Sign In      Register

The Forum > General Discussion > Is Terrorism so Bad?

Is Terrorism so Bad?

  1. Pages:
  2. 1
  3. 2
  4. 3
  5. ...
  6. 10
  7. 11
  8. 12
  9. Page 13
  10. 14
  11. All
Daggett,
So little coherence of thought in your argument I could also fill a bookshelf.

You said “Basic rights such as the right to work .. are being taken away from us by this Government” This is called hyperbole, the gov’t has no intention of taking away the ‘right to work’. Your attempt to link Mike Davis’ Marxist theories on slums with Australian reality is ridiculous.

Reading Mike Davis is what you call ‘looking hard’ is it?
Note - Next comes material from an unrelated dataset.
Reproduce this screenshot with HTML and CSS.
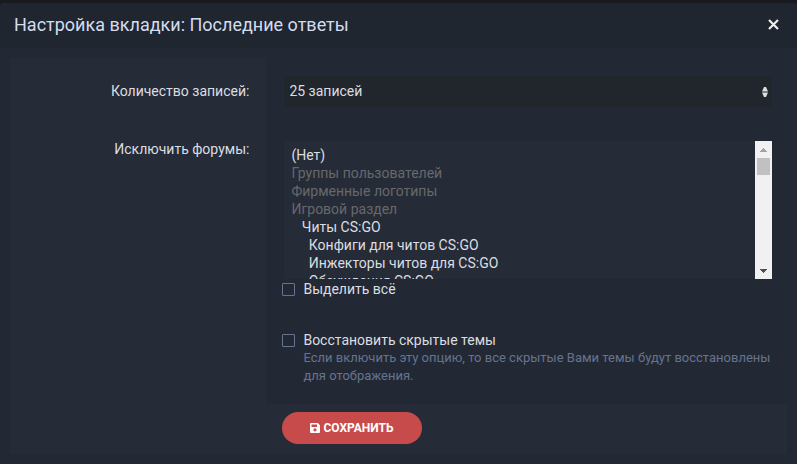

I agree there is historically low unemployment. But I’m not sure that the ABS would appreciate you calling their figures ‘a fiddle’. Also Australia is not an economic basket case.. Australia is the third-best country in which to live according to a UN report. They calculated this using the human development index which measured a nation's wellbeing by rating figures for per-capita income, educational levels, health care and life expectancy. That was published in the Age newspaper.
http://www.theage.com.au/articles/2004/07/15/1089694487321.html

You said “most of the jobs on offer are low-skill, casualised with low rates of pay and little career prospects” That’s rubbish. Just a quick glance in any newspaper will show you how many jobs there are for skilled people out there. It’s most of them. The way in which people want to work is changing. Today a large number of people don’t want to work in the same company for 40 years, as their parents did.

China’s air quality is their business. I can guarantee you that most Chinese people are much more interested in development and growth, like the west in the 19th/20th centuries.
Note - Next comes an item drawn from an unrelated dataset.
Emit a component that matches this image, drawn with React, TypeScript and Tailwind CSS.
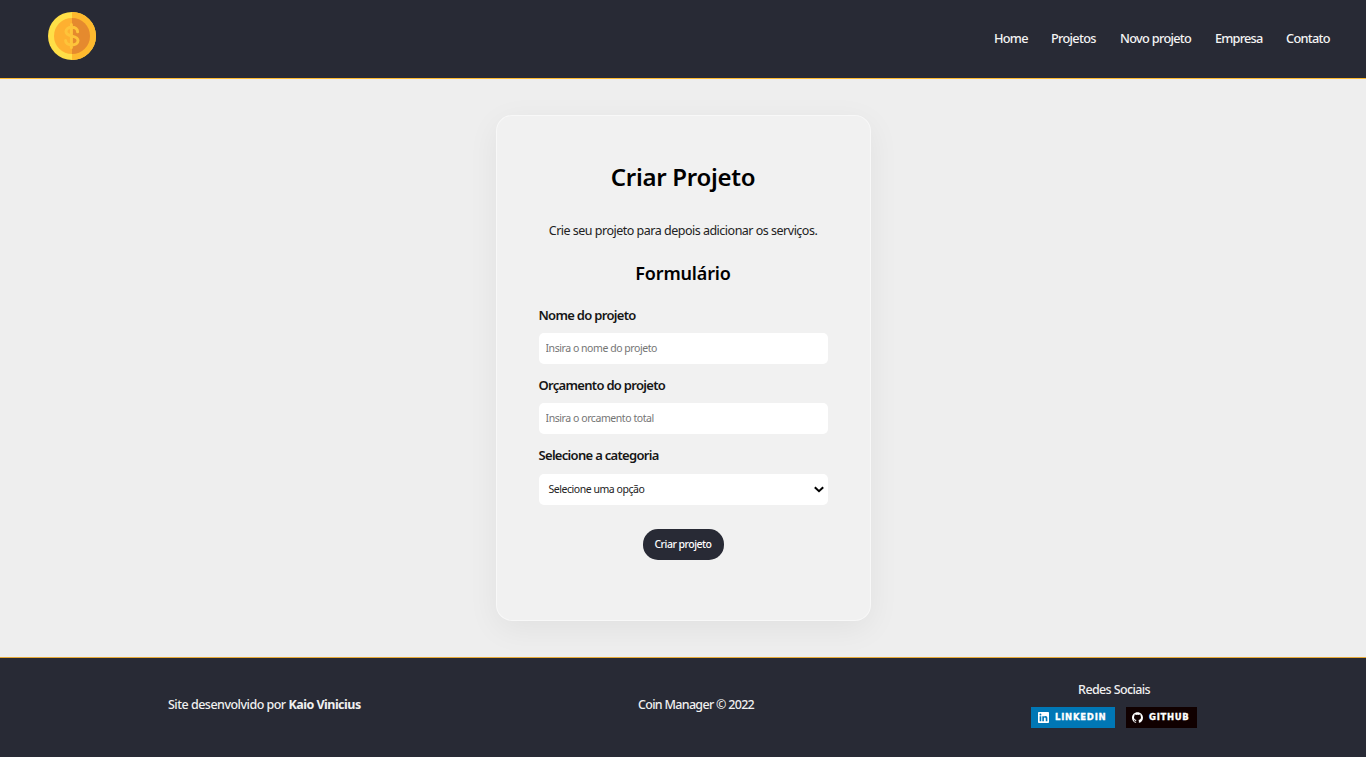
import React from "react";

const navItems = [
  { label: "Home", style: "w-[33px] tracking-[-0.75px]" },
  { label: "Projetos", style: "w-[45px] tracking-[-0.7px]" },
  { label: "Novo projeto", style: "w-[71px] tracking-[-0.7px]" },
  { label: "Empresa", style: "w-[47px] tracking-[-0.8px]" },
  { label: "Contato", style: "w-[44px] tracking-[-0.7px]" },
];

function CoinLogo() {
  return (
    <svg className="h-12 w-12" viewBox="0 0 48 48" aria-label="Coin Manager">
      <circle cx="24" cy="24" r="24" fill="#ffdf47" />
      <path d="M24 0a24 24 0 0 1 0 48z" fill="#feb92e" />
      <circle cx="24" cy="24" r="18" fill="#feb030" />
      <path d="M24 6a18 18 0 0 1 0 36z" fill="#e58a2e" />
      <path
        d="M29.6 19.8c0-2.9-2.5-4.5-5.8-4.5s-5.8 1.6-5.8 4.3c0 6.1 12 3 12 8.9 0 2.8-2.7 4.4-6.2 4.4s-6.2-1.7-6.2-4.5M23.4 12.4v23"
        fill="none"
        stroke="#fec43a"
        strokeWidth="3"
        strokeLinecap="round"
      />
    </svg>
  );
}

function LinkedinIcon() {
  return (
    <svg className="h-[11px] w-[11px] shrink-0" viewBox="0 0 24 24" fill="#fff">
      <path d="M20.447 20.452h-3.554v-5.569c0-1.328-.027-3.037-1.852-3.037-1.853 0-2.136 1.445-2.136 2.939v5.667H9.351V9h3.414v1.561h.046c.477-.9 1.637-1.85 3.37-1.85 3.601 0 4.267 2.37 4.267 5.455v6.286zM5.337 7.433a2.062 2.062 0 0 1-2.063-2.065 2.064 2.064 0 1 1 2.063 2.065zm1.782 13.019H3.555V9h3.564v11.452zM22.225 0H1.771C.792 0 0 .774 0 1.729v20.542C0 23.227.792 24 1.771 24h20.451C23.2 24 24 23.227 24 22.271V1.729C24 .774 23.2 0 22.222 0h.003z" />
    </svg>
  );
}

function GithubIcon() {
  return (
    <svg className="h-[11px] w-[11px] shrink-0" viewBox="0 0 24 24" fill="#fff">
      <path d="M12 .297c-6.63 0-12 5.373-12 12 0 5.303 3.438 9.8 8.205 11.385.6.113.82-.258.82-.577 0-.285-.01-1.04-.015-2.04-3.338.724-4.042-1.61-4.042-1.61C4.422 18.07 3.633 17.7 3.633 17.7c-1.087-.744.084-.729.084-.729 1.205.084 1.838 1.236 1.838 1.236 1.07 1.835 2.809 1.305 3.495.998.108-.776.417-1.305.76-1.605-2.665-.3-5.466-1.332-5.466-5.93 0-1.31.465-2.38 1.235-3.22-.135-.303-.54-1.523.105-3.176 0 0 1.005-.322 3.3 1.23.96-.267 1.98-.399 3-.405 1.02.006 2.04.138 3 .405 2.28-1.552 3.285-1.23 3.285-1.23.645 1.653.24 2.873.12 3.176.765.84 1.23 1.91 1.23 3.22 0 4.61-2.805 5.625-5.475 5.92.42.36.81 1.096.81 2.22 0 1.606-.015 2.896-.015 3.286 0 .315.21.69.825.57C20.565 22.092 24 17.592 24 12.297c0-6.627-5.373-12-12-12" />
    </svg>
  );
}

function Field({ label, children }: { label: string; children: React.ReactNode }) {
  return (
    <div className="flex flex-col">
      <label className="h-[18px] text-[13px] leading-[18px] font-semibold tracking-[-0.69px] whitespace-nowrap text-[#161616]">{label}</label>
      {children}
    </div>
  );
}

export default function App() {
  return (
    <div className="flex h-[757px] flex-col overflow-hidden bg-[#eeeeee] font-['Noto_Sans','Open_Sans',sans-serif] text-black">
      <header className="flex h-[79px] shrink-0 justify-between border-b border-[#ffbb33] bg-[#282a35] pt-3 pr-9 pl-12">
        <CoinLogo />
        <nav className="flex h-[54px] items-center gap-6 text-[12.75px] font-medium text-[#f4f4f4]">
          {navItems.map((item) => (
            <a key={item.label} href="#" className={`whitespace-nowrap ${item.style}`}>{item.label}</a>
          ))}
        </nav>
      </header>

      <main className="flex h-[578px] shrink-0 justify-center pt-9">
        <section className="flex h-[506px] w-[375px] flex-col items-center rounded-2xl border border-white/50 bg-[#f1f1f1] px-[42px] shadow-[0_8px_32px_0_rgba(0,0,0,0.06)]">
          <h1 className="mt-[43px] text-[24px] leading-9 font-semibold tracking-[-0.27px] whitespace-nowrap">Criar Projeto</h1>
          <p className="mt-[26px] text-[12.5px] leading-5 tracking-[-0.5px] whitespace-nowrap text-[#222]">
            Crie seu projeto para depois adicionar os serviços.
          </p>
          <h2 className="mt-[18px] text-[18px] leading-[28px] font-semibold tracking-[-0.15px] whitespace-nowrap">Formulário</h2>
          <form className="mt-[19px] flex w-full flex-col">
            <Field label="Nome do projeto">
              <input placeholder="Insira o nome do projeto" className="mt-[9px] h-[31px] rounded-[5px] bg-white px-[7px] pb-px text-[10.5px] tracking-[-0.45px] placeholder:text-[#757575]" />
            </Field>
            <div className="mt-3">
              <Field label="Orçamento do projeto">
                <input placeholder="Insira o orcamento total" className="mt-[9px] h-[31px] rounded-[5px] bg-white px-[7px] pb-px text-[10.5px] tracking-[-0.43px] placeholder:text-[#757575]" />
              </Field>
            </div>
            <div className="mt-3">
              <Field label="Selecione a categoria">
                <div className="mt-[10px] flex h-[31px] items-center justify-between rounded-[5px] bg-white pr-[4px] pl-[10px] text-[10.5px] tracking-[-0.46px] text-[#222]">
                  <span>Selecione uma opção</span>
                  <svg className="h-[7px] w-[10px]" viewBox="0 0 10 7" fill="none" stroke="#000" strokeWidth="2">
                    <path d="M.8 1.2 5 5.2 9.2 1.2" />
                  </svg>
                </div>
              </Field>
            </div>
            <button type="button" className="mt-6 h-[31px] w-[81px] self-center rounded-[15px] bg-[#282a35] text-[10.5px] font-medium tracking-[-0.5px] whitespace-nowrap text-white">
              Criar projeto
            </button>
          </form>
        </section>
      </main>

      <footer className="flex h-[100px] shrink-0 border-t border-[#e6a937] bg-[#282a35] text-[12.5px] font-medium text-[#f0f0f0]">
        <div className="mt-[37px] ml-[168px] h-5 w-[470px] leading-5 tracking-[-0.51px] whitespace-nowrap">
          Site desenvolvido por <strong className="font-bold">Kaio Vinicius</strong>
        </div>
        <div className="mt-[37px] h-5 w-[393px] leading-5 tracking-[-0.7px] whitespace-nowrap">Coin Manager © 2022</div>
        <div className="flex w-[166px] flex-col items-center pt-[22px]">
          <p className="leading-5 tracking-[-0.63px]">Redes Sociais</p>
          <div className="mt-[7px] flex gap-[11px] font-['DejaVu_Sans',sans-serif] text-[8.5px] font-bold text-white [-webkit-text-stroke:0.3px_#fff]">
            <a href="#" className="flex h-[21px] w-[84px] items-center gap-[6px] bg-[#0077b5] pl-[7px] tracking-[0.75px]">
              <LinkedinIcon />
              LINKEDIN
            </a>
            <a href="#" className="flex h-[21px] w-[71px] items-center gap-[6px] bg-[#100000] pl-[6px] tracking-[0.65px]">
              <GithubIcon />
              GITHUB
            </a>
          </div>
        </div>
      </footer>
    </div>
  );
}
How do you explain the growing middle classes in China, India, Russia etc

You said “It is because of the existence of so many desperately poor people in these countries that they are able to pay factory workers so little”
What you neglect is that they have jobs, which they didn’t have before, and they are usually being paid at many times the average weekly wage of their home countries. This foreign capital, which comes into the country, is helping create middle classes in the third world
Posted by Paul.L, Monday, 23 July 2007 5:53:14 PM
Find out more about this user Recommend this comment for deletion Return to top of page Return to Forum Main Page Copy comment URL to clipboard
Paul.L,

I can see that you have managed to skillfully create an impression of having refuted my arguments when, in fact, you have avoided addressing any one of them.

I didn't attempt to "link to link Mike Davis' Marxist theories on slums with Australian reality". I was refuting your nonsense argument that "Free trade has the potential to bring the third world out of poverty." The evidence cited in "Planet of Slums" shows precisely the reverse. One billion human beings are now slum dwellers living on the edge of sprawling megopolises with no economic role to play in society.

Did you get that Paul.L?

One thousand million human beings are living in slums with no economic role whatsoever.
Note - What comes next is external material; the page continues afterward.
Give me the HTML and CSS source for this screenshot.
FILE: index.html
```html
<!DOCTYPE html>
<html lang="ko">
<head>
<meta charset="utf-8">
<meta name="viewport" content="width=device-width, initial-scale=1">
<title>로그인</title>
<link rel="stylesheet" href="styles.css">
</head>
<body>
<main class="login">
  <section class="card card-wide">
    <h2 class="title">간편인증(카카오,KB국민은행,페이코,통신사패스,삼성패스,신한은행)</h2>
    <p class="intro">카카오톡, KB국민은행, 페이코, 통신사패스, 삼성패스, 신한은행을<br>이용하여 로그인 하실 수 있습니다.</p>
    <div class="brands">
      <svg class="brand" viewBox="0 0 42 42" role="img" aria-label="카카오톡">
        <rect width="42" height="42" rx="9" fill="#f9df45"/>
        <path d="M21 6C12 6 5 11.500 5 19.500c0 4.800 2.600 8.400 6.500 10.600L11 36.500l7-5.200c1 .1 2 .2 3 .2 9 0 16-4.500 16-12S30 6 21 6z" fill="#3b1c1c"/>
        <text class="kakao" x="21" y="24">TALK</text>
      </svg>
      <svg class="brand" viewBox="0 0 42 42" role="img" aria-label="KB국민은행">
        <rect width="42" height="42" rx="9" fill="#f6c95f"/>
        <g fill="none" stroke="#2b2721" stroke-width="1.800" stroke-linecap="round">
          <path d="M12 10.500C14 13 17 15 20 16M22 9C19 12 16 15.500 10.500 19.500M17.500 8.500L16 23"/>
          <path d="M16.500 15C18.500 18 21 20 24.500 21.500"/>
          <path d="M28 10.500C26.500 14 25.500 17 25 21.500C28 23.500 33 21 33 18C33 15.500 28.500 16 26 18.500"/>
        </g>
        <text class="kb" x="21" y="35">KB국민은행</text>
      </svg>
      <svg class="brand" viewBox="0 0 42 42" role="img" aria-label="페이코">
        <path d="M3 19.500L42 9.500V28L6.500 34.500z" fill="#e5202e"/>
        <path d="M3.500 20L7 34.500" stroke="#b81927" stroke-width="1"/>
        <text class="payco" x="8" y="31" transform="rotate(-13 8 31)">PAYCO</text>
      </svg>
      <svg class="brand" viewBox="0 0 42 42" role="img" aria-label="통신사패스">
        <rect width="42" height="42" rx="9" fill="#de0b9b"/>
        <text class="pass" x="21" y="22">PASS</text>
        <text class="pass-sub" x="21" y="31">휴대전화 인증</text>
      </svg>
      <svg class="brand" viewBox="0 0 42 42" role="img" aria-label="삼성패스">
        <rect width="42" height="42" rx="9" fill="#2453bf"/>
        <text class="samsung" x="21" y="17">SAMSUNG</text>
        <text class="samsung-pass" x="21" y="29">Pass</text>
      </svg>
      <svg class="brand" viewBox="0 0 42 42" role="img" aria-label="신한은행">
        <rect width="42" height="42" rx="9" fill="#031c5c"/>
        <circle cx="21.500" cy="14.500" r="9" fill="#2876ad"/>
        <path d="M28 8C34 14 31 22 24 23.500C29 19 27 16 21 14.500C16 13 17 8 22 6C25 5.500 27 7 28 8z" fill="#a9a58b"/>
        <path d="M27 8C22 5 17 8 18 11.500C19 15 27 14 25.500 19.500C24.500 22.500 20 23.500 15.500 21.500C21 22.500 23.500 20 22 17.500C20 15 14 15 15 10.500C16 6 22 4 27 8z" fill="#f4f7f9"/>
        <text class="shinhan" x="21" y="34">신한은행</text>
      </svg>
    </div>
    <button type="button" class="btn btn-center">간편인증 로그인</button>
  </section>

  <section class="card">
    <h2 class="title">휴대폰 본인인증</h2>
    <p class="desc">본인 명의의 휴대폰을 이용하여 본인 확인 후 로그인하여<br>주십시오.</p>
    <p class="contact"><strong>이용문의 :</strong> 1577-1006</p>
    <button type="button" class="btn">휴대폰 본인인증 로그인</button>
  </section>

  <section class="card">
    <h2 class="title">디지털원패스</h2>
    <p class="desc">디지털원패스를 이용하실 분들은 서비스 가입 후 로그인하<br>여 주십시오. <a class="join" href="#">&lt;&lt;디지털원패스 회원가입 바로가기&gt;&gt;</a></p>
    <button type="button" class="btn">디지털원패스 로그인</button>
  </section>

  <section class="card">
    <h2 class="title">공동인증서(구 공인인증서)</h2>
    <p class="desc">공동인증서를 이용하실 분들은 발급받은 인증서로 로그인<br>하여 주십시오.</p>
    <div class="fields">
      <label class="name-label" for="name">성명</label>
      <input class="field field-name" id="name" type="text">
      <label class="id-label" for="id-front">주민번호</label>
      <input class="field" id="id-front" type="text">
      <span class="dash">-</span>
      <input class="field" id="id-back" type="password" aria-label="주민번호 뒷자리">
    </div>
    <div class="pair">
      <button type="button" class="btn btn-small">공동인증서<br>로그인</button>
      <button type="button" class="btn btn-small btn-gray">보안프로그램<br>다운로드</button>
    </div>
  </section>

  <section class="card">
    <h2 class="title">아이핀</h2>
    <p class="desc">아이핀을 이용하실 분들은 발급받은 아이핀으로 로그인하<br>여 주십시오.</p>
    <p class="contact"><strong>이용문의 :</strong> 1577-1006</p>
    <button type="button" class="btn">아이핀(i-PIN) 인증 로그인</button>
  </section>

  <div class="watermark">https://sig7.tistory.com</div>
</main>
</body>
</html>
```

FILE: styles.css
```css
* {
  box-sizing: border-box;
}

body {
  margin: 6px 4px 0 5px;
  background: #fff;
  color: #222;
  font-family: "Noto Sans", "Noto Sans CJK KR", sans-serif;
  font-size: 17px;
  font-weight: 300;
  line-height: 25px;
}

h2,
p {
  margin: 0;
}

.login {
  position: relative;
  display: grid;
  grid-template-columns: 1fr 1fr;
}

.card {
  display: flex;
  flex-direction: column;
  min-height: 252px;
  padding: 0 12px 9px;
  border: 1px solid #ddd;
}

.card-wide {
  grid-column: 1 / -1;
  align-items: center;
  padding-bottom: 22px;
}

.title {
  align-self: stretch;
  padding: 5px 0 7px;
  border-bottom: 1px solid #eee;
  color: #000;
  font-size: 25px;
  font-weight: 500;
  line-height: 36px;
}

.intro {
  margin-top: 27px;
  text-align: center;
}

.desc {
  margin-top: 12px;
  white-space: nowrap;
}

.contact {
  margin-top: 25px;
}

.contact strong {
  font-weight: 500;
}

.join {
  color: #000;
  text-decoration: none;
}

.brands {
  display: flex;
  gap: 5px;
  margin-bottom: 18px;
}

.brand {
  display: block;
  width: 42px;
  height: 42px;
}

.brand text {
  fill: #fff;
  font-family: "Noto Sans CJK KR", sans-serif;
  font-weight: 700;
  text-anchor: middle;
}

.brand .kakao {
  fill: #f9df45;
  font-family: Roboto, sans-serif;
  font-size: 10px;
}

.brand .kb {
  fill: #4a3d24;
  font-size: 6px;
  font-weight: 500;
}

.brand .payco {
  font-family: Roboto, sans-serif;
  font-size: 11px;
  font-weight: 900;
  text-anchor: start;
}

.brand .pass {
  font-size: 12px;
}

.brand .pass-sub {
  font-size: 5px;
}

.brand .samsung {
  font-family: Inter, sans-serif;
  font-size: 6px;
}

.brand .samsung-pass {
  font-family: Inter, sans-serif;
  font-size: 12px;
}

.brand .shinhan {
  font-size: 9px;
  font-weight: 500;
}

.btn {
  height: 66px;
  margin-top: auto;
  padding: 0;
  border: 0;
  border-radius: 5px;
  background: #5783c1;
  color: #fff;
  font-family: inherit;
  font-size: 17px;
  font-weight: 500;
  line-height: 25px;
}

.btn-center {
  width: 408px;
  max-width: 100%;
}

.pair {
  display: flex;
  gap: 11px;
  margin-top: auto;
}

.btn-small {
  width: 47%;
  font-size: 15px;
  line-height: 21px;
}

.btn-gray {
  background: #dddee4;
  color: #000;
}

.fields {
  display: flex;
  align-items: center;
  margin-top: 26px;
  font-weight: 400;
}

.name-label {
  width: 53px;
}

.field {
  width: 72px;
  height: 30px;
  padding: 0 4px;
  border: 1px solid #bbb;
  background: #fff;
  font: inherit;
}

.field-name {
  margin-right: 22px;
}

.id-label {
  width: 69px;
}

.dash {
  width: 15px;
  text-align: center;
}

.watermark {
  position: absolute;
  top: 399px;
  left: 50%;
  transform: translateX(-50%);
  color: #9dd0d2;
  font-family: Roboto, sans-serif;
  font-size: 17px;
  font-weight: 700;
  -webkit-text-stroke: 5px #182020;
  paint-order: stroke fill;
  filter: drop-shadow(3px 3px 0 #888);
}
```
Many had previously worked sustainably with great skill farming their own land. Instead, they are now unemployed. They are unemployed because the mechanisation of agriculture, unsustainably dependant upon fossil fuels and fossil-fuel-derived fertilisers and pesticides, has driven these people from their land.

You state: "they have jobs, which they didn't have before, and they are usually being paid at many times the average weekly wage of their home countries."

That's paternalistic nonsense as I have shown above.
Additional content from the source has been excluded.